Oyelowo and Brown are far from the first people of color in the entertainment industry to address Hollywood's race issue. Shonda Rhimes, Ava Duvernay, Lee Daniels, Kerry Washington, Viola Davis, Sanaa Lathan, Spike Lee and Gabrielle Union are just a few black stars who have discussed the industry's diversity problem -- and said it right.
Daniels, an award-winning director and co-creator of Fox hit "Empire," was very clear when he spoke about the importance of recruiting black people as both actors and as script writers and producers.
“I don't know what gives me more pleasure: watching my story unfold or going in and watching a room full of black people talking for me and writing words for black people,” he told The Hollywood Reporter. “I hate white people writing for black people; it's so offensive. So we go out and look specifically for African-American voices.”

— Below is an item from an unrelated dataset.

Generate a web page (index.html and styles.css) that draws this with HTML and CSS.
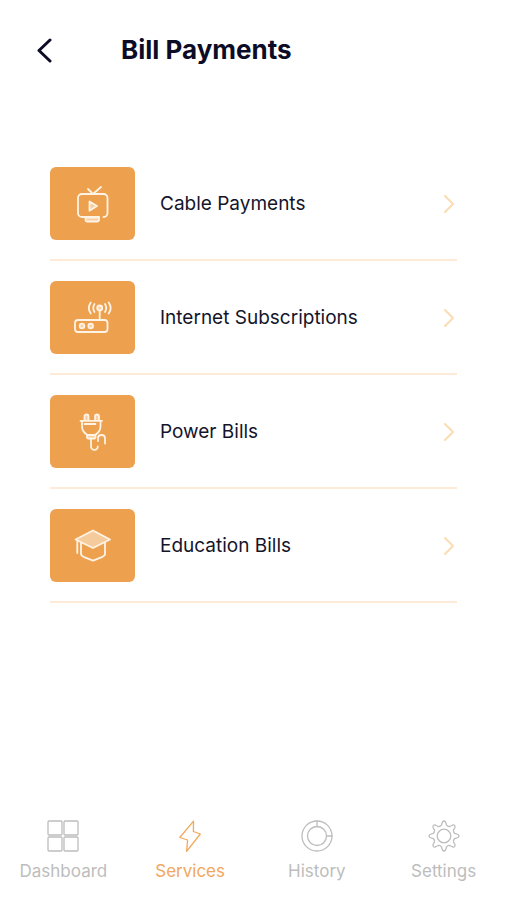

But black voices aren't the only ones in need of validation. Duvernay explained that part of the mission of her distribution film company Array is to raise the profile of all filmmakers of color.
“We definitely have a tough road as black filmmakers, but there are groups of filmmakers that have it even worse off than we do," she told HuffPost last week. "When’s the last time you saw a film by a Native American filmmaker? Latinos, Asian, women, Middle Eastern -- these are filmmakers whose voices are not being heard in the way that they should in the mainstream.”
When it comes to truly understanding Hollywood's diversity problem, the first step is listening when those who are most impacted by it are speaking. So, Matty D., the next time you think about cutting off a black woman to “Damonsplain” what diversity means, I encourage you to step back and learn from what some of these black folks have had to say on the topic.
You might learn a few things.
Correction: A previous version of this article referred to actress Octavia Spencer as Octavia Butler. It has since been updated to reflect her correct name. Also, David Oyelowo did not win an Academy Award for playing Martin Luther King in 2014’s “Selma." He was nominated for a Golden Globe for best actor.